Note that in the above screenshot the first two rows have same employee name. In this case Parker Finn is both a writer and director. In below junction table (pre-fix), the @Id annotation for this class is the embedded id for Movie, and Employee. These two rows have the same key in this case. This is where I believe the issue is - however you had mentioned that whatever the database returns from the query is what hibernate will load in the domain class. However what I got was row 1 duplicated.

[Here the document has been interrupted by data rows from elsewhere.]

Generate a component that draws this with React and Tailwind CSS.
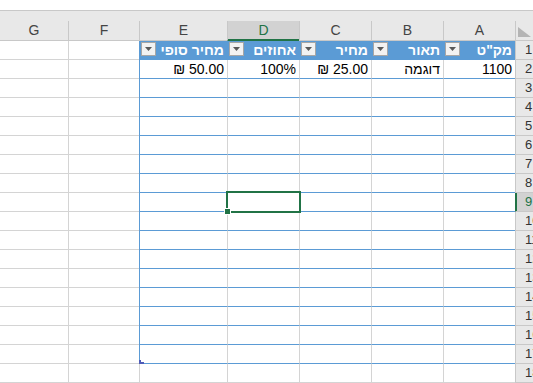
import React from 'react';

const columns = [
  { key: 'G', head: 'w-[68px] border-b border-[#c8c8c8]' },
  { key: 'F', head: 'w-[71px] border-l border-b border-[#c8c8c8]' },
  { key: 'E', head: 'w-[88px] border-l border-b border-[#c8c8c8]' },
  { key: 'D', head: 'w-[72px] border-l border-[#c8c8c8] bg-[#d2d2d2] text-[#217346] border-b border-b-[#217346] shadow-[inset_0_-1px_0_#217346]' },
  { key: 'C', head: 'w-[72px] border-l border-b border-[#c8c8c8]' },
  { key: 'B', head: 'w-[72px] border-l border-b border-[#c8c8c8]' },
  { key: 'A', head: 'w-[72px] border-l border-b border-[#c8c8c8]' },
];

const widths = {
  E: 'w-[88px]',
  D: 'w-[72px]',
  C: 'w-[72px]',
  B: 'w-[72px]',
  A: 'w-[72px]',
};

const headers = { E: 'מחיר סופי', D: 'אחוזים', C: 'מחיר', B: 'תאור', A: 'מק"ט' };
const values = { E: '₪ 50.00', D: '100%', C: '₪ 25.00', B: 'דוגמה', A: '1100' };
const tableCols = ['E', 'D', 'C', 'B', 'A'];
const rows = Array.from({ length: 18 }, (_, i) => i + 1);

function FilterButton() {
  return (
    <div className="mt-[1px] ml-[1px] flex h-[14px] w-[15px] shrink-0 items-center justify-center border border-[#a6a6a6] bg-[#f2f2f2]">
      <svg width="7" height="4" viewBox="0 0 7 4">
        <path d="M0 0h7L3.5 4z" fill="#595959" />
      </svg>
    </div>
  );
}

function TableCell({ col, r }) {
  const w = widths[col];
  if (r === 18) {
    return <div className={`${w} shrink-0 border-l border-b border-[#d4d4d4]`} />;
  }
  if (r === 1) {
    return (
      <div className={`${w} flex shrink-0 items-start justify-between border-l border-b border-[#5b9bd5] bg-[#5b9bd5] pr-[3px]`}>
        <FilterButton />
        <span dir="rtl" className="whitespace-nowrap font-bold text-white">{headers[col]}</span>
      </div>
    );
  }
  const side = col === 'E' ? 'border-l border-l-[#5b9bd5]' : 'border-l border-l-[#d4d4d4]';
  return (
    <div className={`${w} relative shrink-0 ${side} border-b border-b-[#5b9bd5] pr-[3px] text-right text-black`}>
      {r === 2 && <span className="whitespace-nowrap">{values[col]}</span>}
      {r === 9 && col === 'D' && (
        <div className="absolute -left-[2px] -top-[2px] z-10 h-[22px] w-[75px] border-2 border-[#217346]">
          <div className="absolute -bottom-[4px] -left-[4px] h-[7px] w-[7px] border border-white bg-[#217346]" />
        </div>
      )}
      {r === 17 && col === 'E' && (
        <svg className="absolute -bottom-[1px] -left-[1px] z-10" width="5" height="4" viewBox="0 0 5 4">
          <path d="M0 0h2v2h3v2H0z" fill="#4f5cb8" />
        </svg>
      )}
    </div>
  );
}

function Row({ r }) {
  const selected = r === 9;
  return (
    <div className="flex h-[19px]">
      <div className="w-[68px] shrink-0 border-b border-[#d4d4d4]" />
      <div className="w-[71px] shrink-0 border-l border-b border-[#d4d4d4]" />
      {tableCols.map((c) => (
        <TableCell key={c} col={c} r={r} />
      ))}
      <div
        className={
          selected
            ? 'w-[18px] shrink-0 overflow-hidden whitespace-nowrap border-l border-b border-[#c8c8c8] border-l-[#217346] bg-[#d2d2d2] pl-[9px] text-[13px] text-[#217346] shadow-[inset_1px_0_0_#217346]'
            : 'w-[18px] shrink-0 overflow-hidden whitespace-nowrap border-l border-b border-[#c8c8c8] bg-[#e8e8e8] pl-[9px] text-[13px] text-[#333333]'
        }
      >
        {r}
      </div>
    </div>
  );
}

export default function App() {
  return (
    <div className="h-[383px] w-[533px] overflow-hidden bg-white font-[Liberation_Sans,DejaVu_Sans,Arial,sans-serif] text-[14px] leading-[18px]">
      <div className="h-[10px] bg-white" />
      <div className="h-[11px] border-t border-[#c8c8c8] bg-[#e8e8e8]" />
      <div className="flex h-[20px] bg-[#e8e8e8] leading-[19px] text-[#444444]">
        {columns.map((c) => (
          <div key={c.key} className={`${c.head} shrink-0 text-center`}>
            {c.key}
          </div>
        ))}
        <div className="flex w-[18px] shrink-0 items-end border-l border-b border-[#c8c8c8] pb-[3px] pl-[2px]">
          <svg width="13" height="10" viewBox="0 0 13 10">
            <path d="M0 0v10h13z" fill="#b4b4b4" />
          </svg>
        </div>
      </div>
      {rows.map((r) => (
        <Row key={r} r={r} />
      ))}
    </div>
  );
}
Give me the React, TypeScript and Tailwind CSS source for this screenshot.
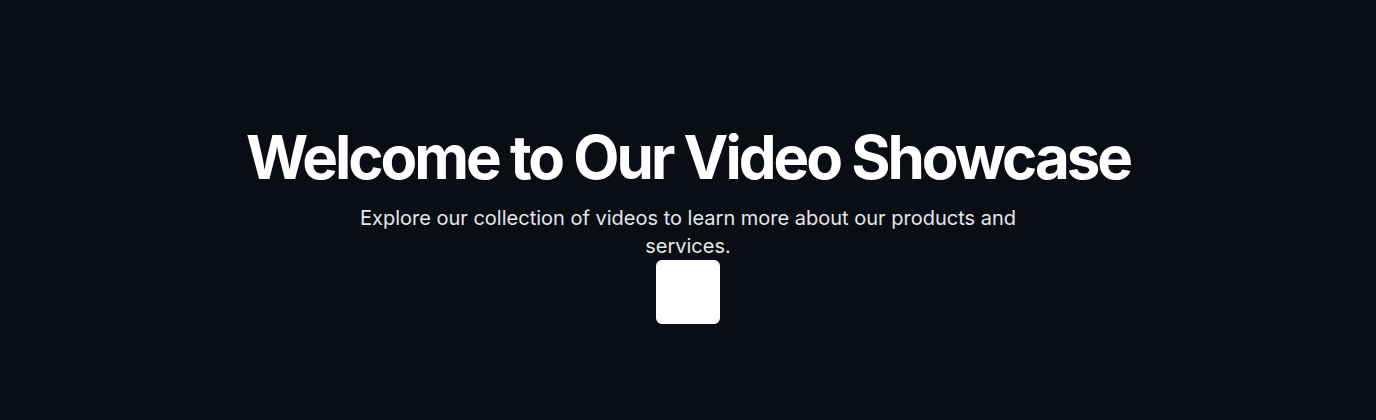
import React from 'react';

const App: React.FC = () => {
    return (
        <section
            className="min-h-screen h-[420px] w-full bg-[#0a0d14] flex flex-col items-center justify-center pt-[31px] text-center"
            style={{ fontFamily: 'Inter, "Noto Sans", sans-serif' }}
        >
            <h1 className="text-6xl leading-none font-bold tracking-tighter text-white">
                Welcome to Our Video Showcase
            </h1>
            <p className="mt-[17px] max-w-2xl text-xl leading-7 text-gray-200">
                Explore our collection of videos to learn more about our products and services.
            </p>
            <div className="w-16 h-16 bg-white rounded-md"></div>
        </section>
    );
};

export default App;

Pre-fix my junction table looked like below. Not to mention, I did not add a PK to the junction table in the sql database (not sure if that matters).

@Entity
@Table(name = "movies_employees")
public class MovieEmployee {
	@Id
	@ManyToOne(fetch = FetchType.LAZY)
	private Movie movie;
	@Id
	@ManyToOne(fetch = FetchType.EAGER)
	private Employee employee;
	@Column(name = "job_position")
	private String jobPosition;
	@Column
	private String role;
	
	public MovieEmployee() {

Post fix my java junction class looks like below. Now for the duplicated rows for Parker Finn, job position was different, so now i’ve added the @Id annotation for that field, as well as created the same PK for this table in my sql database. The correct domain objects are now being returned from hibernate (no more duplicates).

@Entity
@Table(name = "movies_employees")
public class MovieEmployee {
	@Id
	@ManyToOne(fetch = FetchType.LAZY)
	private Movie movie;
	@Id
	@ManyToOne(fetch = FetchType.EAGER)
	private Employee employee;
	@Id
	@Column(name = "job_position")
	private String jobPosition;
	@Id
	@Column
	private String role;

I really am just curious why my initial implementation was wrong - you had stated that hibernate simply uses whatever the query returns, however that was not the observed behavior (returned row 1 in the screenshot, twice).

By using the correct mapping (i.e. matching the database schema) you get the correct results.
I guess you had a duplicate before, because Hibernate ORM assumed for a row that it already is contained in the persistence context and just reused that object, whereas now you get two distinct objects with different job positions and roles.